§ THE EXERCISE
Print, word for word, every line from the beginning of the listing up to and including the line with "toolbar ---------- */". Pictures are to be excluded.

§ SUPPLIED INFORMATION
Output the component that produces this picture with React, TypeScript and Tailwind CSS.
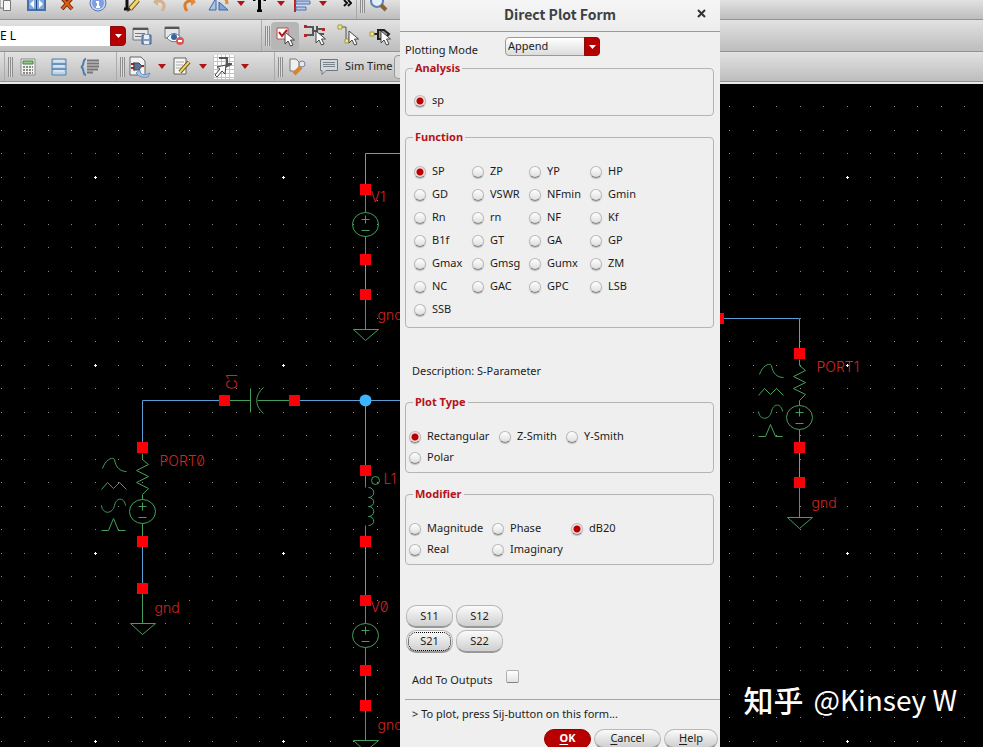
import { clsx } from "clsx";
import type { ReactNode } from "react";

const FUNCTIONS = [
  "SP", "ZP", "YP", "HP",
  "GD", "VSWR", "NFmin", "Gmin",
  "Rn", "rn", "NF", "Kf",
  "B1f", "GT", "GA", "GP",
  "Gmax", "Gmsg", "Gumx", "ZM",
  "NC", "GAC", "GPC", "LSB",
  "SSB",
];
const PLOT_TYPES = ["Rectangular", "Z-Smith", "Y-Smith", "Polar"];
const MODIFIERS = ["Magnitude", "Phase", "dB20", "Real", "Imaginary"];
const S_PARAMS = ["S11", "S12", "S21", "S22"];

/* ---------- toolbar ---------- */

type ToolProps = {
  label: string;
  className: string;
  children: ReactNode;
};

function Tool({ label, className, children }: ToolProps) {
  return (
    <button
      type="button"
      aria-label={label}
      className={clsx("flex h-full shrink-0 items-center justify-center", className)}
    >
      {children}
    </button>
  );
}

function MenuArrow({ className }: { className: string }) {
  return (
    <Tool label="More" className={className}>
      <svg width="8" height="5" viewBox="0 0 8 5">
        <path d="M0 0h8L4 5z" fill="#b01515" />
      </svg>
    </Tool>
  );
}

function Handle() {
  return (
    <div className="ml-[3px] h-5 w-[5px] shrink-0 bg-[repeating-linear-gradient(90deg,#8d8d8d_0_1px,#dedede_1px_2px)]" />
  );
}

function Bar({ children, className }: { children: ReactNode; className: string }) {
  return (
    <div
      className={clsx(
        "flex overflow-hidden border-b border-[#929292] bg-linear-to-b from-[#e2e2e2] to-[#bdbdbd]",
        className,
      )}
    >
      {children}
    </div>
  );
}

function Group({ children, className }: { children?: ReactNode; className?: string }) {
  return <div className={clsx("flex shrink-0 items-center", className)}>{children}</div>;
}

function Cursor({ x, y }: { x: number; y: number }) {
  return (
    <path
      transform={`translate(${x} ${y})`}
      d="M0 0v12l3-3 2.500 5 2.500-1-2.500-5h4z"
      fill="#fff"
      stroke="#444"
      strokeWidth="1"
    />
  );
}

function EditToolbar() {
  return (
    <Bar className="h-5 items-end">
      <Group className="h-8 w-[357px] border-r border-[#aaa]">
        <Tool label="Copy" className="w-5 justify-start">
          <svg width="12" height="18" viewBox="0 0 12 18">
            <path d="M0 3h6v11H0z" fill="#eee" stroke="#777" />
            <path d="M3.500 6.500h7v10h-7z" fill="#f7f7f7" stroke="#777" />
          </svg>
        </Tool>
        <Tool label="Stretch" className="w-8">
          <svg width="19" height="18" viewBox="0 0 19 18">
            <path d="M1 3h17v13H1z" fill="#7fa9dc" stroke="#4670ac" strokeWidth="2" />
            <path d="M9.500 3v13" stroke="#24457a" />
            <path d="M3 10l4-4v8zM16 10l-4-4v8z" fill="#fff" />
          </svg>
        </Tool>
        <Tool label="Delete" className="w-[30px]">
          <svg width="16" height="18" viewBox="0 0 16 18">
            <path d="M3 4l10 11M13 4L3 15" stroke="#7d2407" strokeWidth="4" />
            <path d="M3 4l10 11M13 4L3 15" stroke="#d9621d" strokeWidth="2" />
          </svg>
        </Tool>
        <Tool label="Properties" className="w-8">
          <svg width="18" height="18" viewBox="0 0 18 18">
            <circle cx="9" cy="9" r="8" fill="#c3d2f0" stroke="#6278ab" />
            <circle cx="9" cy="9" r="6" fill="#7f9fe2" />
            <path d="M9 3v2M7 8h2v5M7 13h4" fill="none" stroke="#fff" strokeWidth="2" />
          </svg>
        </Tool>
        <Tool label="Edit label" className="w-8">
          <svg width="20" height="20" viewBox="0 0 20 20">
            <path d="M1 2h12v4M7 2v14M4 16h5" fill="none" stroke="#111" strokeWidth="3" />
            <path d="M18 7l-8 9" stroke="#735a1c" strokeWidth="5" />
            <path d="M18 7l-8 9" stroke="#f3d768" strokeWidth="3" />
            <path d="M9 14l-2 5 4-2z" fill="#333" />
          </svg>
        </Tool>
        <Tool label="Undo" className="w-7">
          <svg width="14" height="18" viewBox="0 0 14 18">
            <path d="M2 8c7-3 12 2 7 9" fill="none" stroke="#d5b28e" strokeWidth="3" />
            <path d="M5 3v9L0 8z" fill="#d5b28e" />
          </svg>
        </Tool>
        <Tool label="Redo" className="w-[30px]">
          <svg width="14" height="18" viewBox="0 0 14 18">
            <path d="M12 8c-7-3-12 2-7 9" fill="none" stroke="#d97c2c" strokeWidth="3" />
            <path d="M9 3v9l5-4z" fill="#e58c38" />
          </svg>
        </Tool>
        <Tool label="Rotate" className="w-[30px]">
          <svg width="22" height="18" viewBox="0 0 22 18">
            <path d="M8 4v12H1z" fill="#a9c4ea" stroke="#3e66a6" />
            <path d="M11 8l9 8h-9z" fill="#7ea4dc" stroke="#3e66a6" />
            <path d="M11 4c4-2 8 0 8 6" fill="none" stroke="#e48d32" strokeWidth="3" />
          </svg>
        </Tool>
        <MenuArrow className="w-3.5" />
        <Tool label="Text" className="w-[22px]">
          <svg width="13" height="18" viewBox="0 0 13 18">
            <path d="M1 7V4h11v3M6.500 4v13M4 17h5" fill="none" stroke="#000" strokeWidth="3" />
          </svg>
        </Tool>
        <MenuArrow className="w-[22px]" />
        <Tool label="Align" className="w-[22px]">
          <svg width="18" height="18" viewBox="0 0 18 18">
            <path d="M1 1v17" stroke="#b02626" strokeWidth="2" />
            <path d="M2 7h14v3H2zM2 13h10v3H2z" fill="#b4c9ec" stroke="#4b73b5" />
          </svg>
        </Tool>
        <MenuArrow className="w-[18px]" />
        <Tool label="More tools" className="grow justify-end pr-1">
          <svg width="9" height="8" viewBox="0 0 9 8">
            <path d="M1 1l3 3-3 3M5 1l3 3-3 3" fill="none" stroke="#111" strokeWidth="2" />
          </svg>
        </Tool>
      </Group>
      <Group className="h-8">
        <Handle />
        <Tool label="Zoom" className="w-7">
          <svg width="18" height="18" viewBox="0 0 18 18">
            <circle cx="7" cy="7" r="6" fill="#e3eefb" stroke="#5b82b8" strokeWidth="2" />
            <path d="M11 11l5 5" stroke="#8a6237" strokeWidth="4" />
          </svg>
        </Tool>
      </Group>
    </Bar>
  );
}

function SelectToolbar() {
  return (
    <Bar className="h-8">
      <Group className="w-[262px] border-r border-[#aaa]">
        <input
          type="text"
          aria-label="Workspace"
          defaultValue="E L"
          className="h-5 w-[110px] bg-white text-xs text-black outline-none"
        />
        <button
          type="button"
          aria-label="Open workspace list"
          className="flex h-5 w-4 items-center justify-center rounded-r-sm border border-[#8a0c0c] bg-[#b40000]"
        >
          <svg width="7" height="4" viewBox="0 0 7 4">
            <path d="M0 0h7L3.500 4z" fill="#fff" />
          </svg>
        </button>
        <Tool label="Save workspace" className="w-8">
          <svg width="20" height="18" viewBox="0 0 20 18">
            <path d="M1 1h15v12H1z" fill="#e4e7ea" stroke="#777" />
            <path d="M1 2h15" stroke="#555" strokeWidth="2" />
            <path d="M3 6.500h10M3 9.500h6" stroke="#777" />
            <path d="M10 8h9v9h-9z" fill="#7f9cc2" stroke="#466186" />
            <path d="M12 8h5v4h-5zM12 14h5v3h-5z" fill="#e8eef6" />
          </svg>
        </Tool>
        <Tool label="Hide workspace" className="w-8">
          <svg width="21" height="20" viewBox="0 0 21 20">
            <path d="M1 1h14v11H1z" fill="#e4e7ea" stroke="#777" />
            <path d="M1 2h14" stroke="#555" strokeWidth="2" />
            <path d="M3 12c4-6 10-6 14 0-4 5-10 5-14 0z" fill="#fff" stroke="#54779f" />
            <circle cx="10" cy="11" r="3" fill="#35679e" />
            <circle cx="16" cy="15" r="4" fill="#d85858" />
            <path d="M14 15h4" stroke="#fff" strokeWidth="2" />
          </svg>
        </Tool>
      </Group>
      <Group>
        <Handle />
        <Tool label="Select" className="w-[30px]">
          <span className="flex size-7 items-center justify-center rounded-sm bg-[#b6b6b6]">
            <svg width="22" height="22" viewBox="0 0 22 22">
              <path d="M3 3h11v11H3z" fill="#fff" stroke="#b55050" />
              <path d="M5 7l3 4 5-6" fill="none" stroke="#c01010" strokeWidth="2" />
              <Cursor x={11} y={7} />
            </svg>
          </span>
        </Tool>
        <Tool label="Select instance" className="w-[31px]">
          <svg width="23" height="23" viewBox="0 0 23 23">
            <path d="M2 3h7v8H2M9 7h5M13 2v10M14 5h5M14 10h6" fill="none" stroke="#555" strokeWidth="2" />
            <path d="M0 1h3v3H0zM0 10h3v3H0zM18 4h3v3h-3z" fill="#b62525" />
            <Cursor x={12} y={7} />
          </svg>
        </Tool>
        <Tool label="Select wire" className="w-[33px]">
          <svg width="22" height="23" viewBox="0 0 22 23">
            <path d="M4 3h5v13h4" fill="none" stroke="#555" strokeWidth="1" />
            <path d="M1 1h4v4H1zM8 15h4v4H8z" fill="#f0e58e" stroke="#a89b3a" />
            <Cursor x={12} y={7} />
          </svg>
        </Tool>
        <Tool label="Select pin" className="w-8">
          <svg width="22" height="23" viewBox="0 0 22 23">
            <path d="M3 10h6M9 6h6l5 4-5 5H9z" fill="#999" stroke="#222" strokeWidth="2" />
            <path d="M1 8h4v4H1z" fill="#f0e58e" stroke="#a89b3a" />
            <Cursor x={12} y={7} />
          </svg>
        </Tool>
      </Group>
    </Bar>
  );
}

function SimToolbar() {
  return (
    <Bar className="h-[30px]">
      <Group className="w-[5px] border-r border-[#aaa]" />
      <Group className="w-[112px] border-r border-[#aaa]">
        <Handle />
        <Tool label="Calculator" className="w-[30px]">
          <svg width="16" height="18" viewBox="0 0 16 18">
            <path d="M1 1h14v16H1z" fill="#f1f1ee" stroke="#888" />
            <path d="M3 3h10v3H3z" fill="#8fca80" stroke="#4a7a42" />
            <path d="M3 9h10M3 12h10M3 15h10" stroke="#888" strokeWidth="2" strokeDasharray="2 1" />
          </svg>
        </Tool>
        <Tool label="Results" className="w-[31px]">
          <svg width="16" height="18" viewBox="0 0 16 18">
            <path d="M1 1h14v5H1zM1 6h14v5H1zM1 11h14v6H1z" fill="#bcd3e8" stroke="#557fa6" />
            <path d="M3 3h10M3 8h10M3 13h10" stroke="#edf5fc" />
          </svg>
        </Tool>
        <Tool label="Variables" className="w-8">
          <svg width="20" height="18" viewBox="0 0 20 18">
            <path d="M6 1C2 1 5 8 1 9c4 1 1 8 5 8" fill="none" stroke="#4d7fae" strokeWidth="2" />
            <path
              d="M7 2.500h12M7 5.500h12M7 8.500h12M7 11.500h11M7 14.500h6"
              stroke="#777"
              strokeWidth="2"
            />
          </svg>
        </Tool>
      </Group>
      <Group className="w-[158px] border-r border-[#aaa]">
        <Handle />
        <Tool label="Schematic" className="w-[30px]">
          <svg width="22" height="22" viewBox="0 0 22 22">
            <path d="M1 1h11l4 4v14H1z" fill="#f2f2f2" stroke="#666" />
            <path d="M2 8h3M2 12h3M12 10h3" stroke="#b22020" strokeWidth="2" />
            <path d="M5 6v9M5 7h5l3 3-3 4H5z" fill="#5c748f" stroke="#394d63" />
            <path d="M11 14c0 5 4 6 10 3l-2 4c-5 1-9 0-12-4z" fill="#a9c5e8" stroke="#6c8fba" />
          </svg>
        </Tool>
        <MenuArrow className="w-3.5" />
        <Tool label="Annotate" className="w-[26px]">
          <svg width="18" height="19" viewBox="0 0 18 19">
            <path d="M1 1h12v16H1z" fill="#f5f5f3" stroke="#666" />
            <path d="M3 5h8M3 8h7M3 11h5" stroke="#aaa" />
            <path d="M16 5L7 15" stroke="#5e4a14" strokeWidth="4" />
            <path d="M16 5L7 15" stroke="#f0d565" strokeWidth="2" />
          </svg>
        </Tool>
        <MenuArrow className="w-4" />
        <Tool label="Probe" className="w-[26px]">
          <svg width="22" height="24" viewBox="0 0 22 24">
            <path d="M0 0h22v24H0z" fill="#fff" />
            <path
              d="M.5 0v24M4.500 0v24M8.500 0v24M12.500 0v24M16.500 0v24M21.500 0v24M0 2.500h22M0 6.500h22M0 10.500h22M0 14.500h22M0 18.500h22M0 22.500h22"
              stroke="#c4c4c4"
            />
            <path d="M6 3h8v6h5M14 6v6M12 12l6-3" fill="none" stroke="#555" strokeWidth="2" />
            <path d="M13 10l-1 9-3-3-5 6-2-2 5-6-3-2z" fill="#fff" stroke="#444" />
          </svg>
        </Tool>
        <MenuArrow className="w-4" />
      </Group>
      <Group>
        <Handle />
        <Tool label="Setup" className="w-[30px]">
          <svg width="18" height="18" viewBox="0 0 18 18">
            <path d="M1 1h6l3 3v9H1z" fill="#f0f0f0" stroke="#777" />
            <circle cx="13" cy="6" r="3" fill="#dfe7f2" stroke="#6b86ac" />
            <path d="M12 9l-7 7" stroke="#d9842c" strokeWidth="4" />
          </svg>
        </Tool>
        <Tool label="Comment" className="w-[32px]">
          <svg width="20" height="18" viewBox="0 0 20 18">
            <path d="M1.500 1.500h17v11H7l-4 4v-4H1.500z" fill="#d4d8dc" stroke="#6f767d" />
            <path d="M4 4.500h12M4 6.500h12M4 8.500h12" stroke="#7c848c" />
          </svg>
        </Tool>
        <label htmlFor="sim-time" className="text-[11px] text-[#222]">
          Sim Time
        </label>
        <input
          id="sim-time"
          type="text"
          className="ml-0.5 h-6 w-24 rounded-sm border border-[#999] bg-[#dcdcdc]"
        />
      </Group>
    </Bar>
  );
}

/* ---------- schematic ---------- */

const GRID_STEPS = [0, 1, 2, 3, 4, 5, 6, 7];

function Pin({ x, y }: { x: number; y: number }) {
  return <rect x={x - 5.5} y={y - 5.5} width="11" height="11" fill="#fb0007" stroke="none" />;
}

function Ground({ x, y }: { x: number; y: number }) {
  return (
    <g>
      <path d={`M${x} ${y}v35M${x - 12} ${y + 35}h25l-13 11z`} />
      <Pin x={x} y={y} />
    </g>
  );
}

function Source({ x, y }: { x: number; y: number }) {
  return (
    <g transform={`translate(${x} ${y})`}>
      <ellipse rx="13" ry="12" />
      <path d="M-4 -5h8M0 -9v8M-4 6h8M0 12v23" />
    </g>
  );
}

function Port({ x, y }: { x: number; y: number }) {
  return (
    <g>
      <g transform={`translate(${x} ${y})`}>
        <path d="M0 6v6l6 5-12 6 12 6-12 6 12 6-6 6v5" />
        <path d="M-40 21c3-9 10-12 12-9 1 8 6 12 12 12" />
        <path d="M-41 42l6-7 6 6 6-6 7 7" />
        <path d="M-41 58c1 9 11 9 13 0 2-9 10-8 11 0" />
        <path d="M-41 83h7l5-12 5 12h7" />
      </g>
      <Source x={x} y={y + 64} />
      <Pin x={x} y={y} />
      <Pin x={x} y={y + 94} />
    </g>
  );
}

function Schematic() {
  return (
    <svg className="absolute inset-0 size-full" role="img" aria-label="Schematic">
      <defs>
        {/* one tile per major grid point, eight minor steps each way */}
        <pattern id="grid" x="94" y="92" width="188" height="188" patternUnits="userSpaceOnUse">
          {GRID_STEPS.map((row) =>
            GRID_STEPS.map((col) => (
              <rect
                key={`${row}-${col}`}
                x={Math.floor(col * 23.5) + 1}
                y={Math.floor(row * 23.5) + 1}
                width="1"
                height="1"
                fill="#8d8d8d"
              />
            )),
          )}
          <path d="M0 1h3v1H0zM1 0h1v3H1z" fill="#fff" />
        </pattern>
      </defs>
      <rect width="100%" height="100%" fill="url(#grid)" />
      {/* drawn in window coordinates, the toolbars take the first 84 */}
      <g transform="translate(0.5 -83.5)">
        <g fill="none" stroke="#5c9fd4">
          <path d="M420 153H365V189M365 259v35" />
          <path d="M142 447V400h77M295 400h125M365 400v70M365 541v59M365 670v35" />
          <path d="M142 541v47M719 318h80v35M799 447v35" />
        </g>
        <g fill="none" stroke="#43a05c">
          <path d="M365 189v23M365 600v23" />
          <Source x={365} y={224} />
          <Pin x={365} y={189} />
          <Pin x={365} y={259} />
          <Ground x={365} y={294} />
          <path d="M224 400h26M250 388v24M263 387c-9 8-9 18 0 26M257 400h38" />
          <Pin x={224} y={400} />
          <Pin x={294} y={400} />
          <Port x={142} y={447} />
          <Ground x={142} y={588} />
          <Port x={799} y={353} />
          <Ground x={799} y={482} />
          <circle cx="375" cy="480" r="4" />
          <path d="M365 470v17M365 525v16M368 487c7 0 7 10 0 10 7 0 7 9 0 9 7 0 7 10 0 10 7 0 7 9 0 9" />
          <Pin x={365} y={470} />
          <Pin x={365} y={541} />
          <Source x={365} y={635} />
          <Pin x={365} y={600} />
          <Pin x={365} y={670} />
          <Ground x={365} y={705} />
          <Pin x={718} y={318} />
        </g>
        <circle cx="365" cy="400" r="6" fill="#3db4ff" />
        <g fill="#d42424" className="font-['Inter'] text-sm font-light slashed-zero">
          <text x="370" y="201">V1</text>
          <text x="377" y="319">gnd</text>
          <text x="159" y="465">PORT0</text>
          <text x="154" y="612">gnd</text>
          <text transform="translate(236 389) rotate(-90)">C1</text>
          <text x="383" y="483">L1</text>
          <text x="370" y="611">V0</text>
          <text x="377" y="729">gnd</text>
          <text x="816" y="371">PORT1</text>
          <text x="811" y="507">gnd</text>
        </g>
      </g>
    </svg>
  );
}

/* ---------- direct plot form ---------- */

type RadioGroupProps = {
  name: string;
  title: string;
  options: string[];
  selected: string;
  className: string;
  gridClassName: string;
};

function RadioGroup({ name, title, options, selected, className, gridClassName }: RadioGroupProps) {
  return (
    <fieldset className={clsx("mr-1.5 ml-[5px] rounded-sm border border-[#b4b4b4]", className)}>
      <legend className="ml-[7px] h-5 px-0.5 text-[11px]/5 font-bold text-[#b5121b]">{title}</legend>
      <div className={clsx("grid", gridClassName)}>
        {options.map((option) => (
          <label key={option} className="flex items-center gap-1.5 whitespace-nowrap">
            <input
              type="radio"
              name={name}
              defaultChecked={option === selected}
              className="size-3 shrink-0 appearance-none rounded-full border border-[#b9b9b9] border-b-[#858585] bg-linear-to-b from-white to-[#dedede] shadow-[0_1px_1px_#bbb] checked:bg-[radial-gradient(circle,#b80000_3px,#f8dede_4px)]"
            />
            {option}
          </label>
        ))}
      </div>
    </fieldset>
  );
}

const pill =
  "rounded-[10px] border border-[#b8b8b8] border-b-2 border-b-[#989898] bg-linear-to-b from-[#fbfbfb] to-[#cfcfcf]";

function DirectPlotForm() {
  return (
    <div
      role="dialog"
      aria-labelledby="form-title"
      className="absolute top-0 left-[400px] min-h-full w-80 bg-[#efefef] text-[11px] text-[#1c1c1c]"
    >
      <header className="relative flex h-8 items-center justify-center border-b border-[#999] bg-linear-to-b from-[#f5f5f5] to-[#ededed] pb-1">
        <h1
          id="form-title"
          className="font-['Noto_Sans_CJK_SC','Noto_Sans',sans-serif] text-sm font-bold text-[#3c4143]"
        >
          Direct Plot Form
        </h1>
        <button type="button" aria-label="Close" className="absolute right-3.5">
          <svg width="9" height="9" viewBox="0 0 9 9">
            <path d="M1 1l7 7M8 1L1 8" stroke="#2e3436" strokeWidth="2" />
          </svg>
        </button>
      </header>

      <form>
        <div className="flex pt-[5px] pl-[5px]">
          <label htmlFor="plotting-mode" className="w-[100px] pt-[5px] leading-4">
            Plotting Mode
          </label>
          <div className="relative h-[19px] w-[95px]">
            <select
              id="plotting-mode"
              className="size-full appearance-none rounded-sm border border-[#9a9a9a] bg-linear-to-b from-white to-[#dcdcdc] pl-0.5"
            >
              <option>Append</option>
              <option>Replace</option>
              <option>New Window</option>
            </select>
            <span className="pointer-events-none absolute inset-y-0 right-0 flex w-4 items-center justify-center rounded-r-sm border border-[#8a0c0c] bg-[#b40000]">
              <svg width="7" height="4" viewBox="0 0 7 4">
                <path d="M0 0h7L3.500 4z" fill="#fff" />
              </svg>
            </span>
          </div>
        </div>

        <RadioGroup
          name="analysis"
          title="Analysis"
          options={["sp"]}
          selected="sp"
          className="pb-[3px]"
          gridClassName="auto-rows-[23px] pt-[11px] pl-2"
        />
        <RadioGroup
          name="function"
          title="Function"
          options={FUNCTIONS}
          selected="SP"
          className="mt-[11px] pb-1.5"
          gridClassName="auto-rows-[23px] grid-cols-[58px_57px_61px_1fr] pt-[13px] pl-2"
        />

        <p className="mt-[33px] pl-3 leading-5">Description: S-Parameter</p>

        <RadioGroup
          name="plot-type"
          title="Plot Type"
          options={PLOT_TYPES}
          selected="Rectangular"
          className="mt-[11px] pb-1"
          gridClassName="auto-rows-[21px] grid-cols-[90px_67px_1fr] pt-3.5 pl-[3px]"
        />
        <RadioGroup
          name="modifier"
          title="Modifier"
          options={MODIFIERS}
          selected="dB20"
          className="mt-[11px] pb-1"
          gridClassName="auto-rows-[21px] grid-cols-[83px_79px_1fr] pt-3.5 pl-[3px]"
        />

        <div className="mt-10 ml-1.5 grid w-fit grid-cols-2 gap-x-[3px] gap-y-0.5">
          {S_PARAMS.map((param) => (
            <button
              key={param}
              type="button"
              className={clsx(
                pill,
                "h-[23px] w-[47px]",
                param === "S21" && "outline-1 -outline-offset-3 outline-black outline-dotted",
              )}
            >
              {param}
            </button>
          ))}
        </div>

        <div className="mt-[17px] flex gap-3.5 pl-3">
          <label htmlFor="add-to-outputs" className="pt-0.5">
            Add To Outputs
          </label>
          <input
            id="add-to-outputs"
            type="checkbox"
            className="size-[13px] appearance-none rounded-xs border border-[#b0b0b0] border-b-[#808080] bg-linear-to-b from-white to-[#e2e2e2]"
          />
        </div>

        <p className="mt-2.5 ml-[5px] border-t border-[#a5a5a5] pt-1 pl-[7px] leading-5">
          &gt; To plot, press Sij-button on this form...
        </p>

        <div className="mt-[5px] flex justify-end gap-[3px] pr-0.5">
          <button
            type="button"
            className="h-5 w-[47px] rounded-[10px] border border-[#8e0000] bg-[#b80000] font-bold text-white"
          >
            <u className="underline-offset-2">O</u>K
          </button>
          <button type="button" className={clsx(pill, "h-5 w-[67px]")}>
            <u className="underline-offset-2">C</u>ancel
          </button>
          <button type="button" className={clsx(pill, "h-5 w-[54px]")}>
            <u className="underline-offset-2">H</u>elp
          </button>
        </div>
      </form>
    </div>
  );
}

export default function App() {
  return (
    <div className="relative flex min-h-screen flex-col overflow-hidden bg-black font-['Noto_Sans','Open_Sans',sans-serif]">
      <div className="border-b-2 border-[#e9e9e9]">
        <EditToolbar />
        <SelectToolbar />
        <SimToolbar />
      </div>
      <main className="relative flex grow items-end justify-end">
        <Schematic />
        <p className="relative flex items-center gap-2.5 pr-[26px] pb-7 font-['Noto_Sans_CJK_SC',sans-serif] leading-10 text-white">
          <span className="text-3xl font-medium">知乎</span>
          <span className="text-[28px]">@Kinsey W</span>
        </p>
      </main>
      <DirectPlotForm />
    </div>
  );
}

§ TASK OUTPUT
Output the component that produces this picture with React, TypeScript and Tailwind CSS.
import { clsx } from "clsx";
import type { ReactNode } from "react";

const FUNCTIONS = [
  "SP", "ZP", "YP", "HP",
  "GD", "VSWR", "NFmin", "Gmin",
  "Rn", "rn", "NF", "Kf",
  "B1f", "GT", "GA", "GP",
  "Gmax", "Gmsg", "Gumx", "ZM",
  "NC", "GAC", "GPC", "LSB",
  "SSB",
];
const PLOT_TYPES = ["Rectangular", "Z-Smith", "Y-Smith", "Polar"];
const MODIFIERS = ["Magnitude", "Phase", "dB20", "Real", "Imaginary"];
const S_PARAMS = ["S11", "S12", "S21", "S22"];

/* ---------- toolbar ---------- */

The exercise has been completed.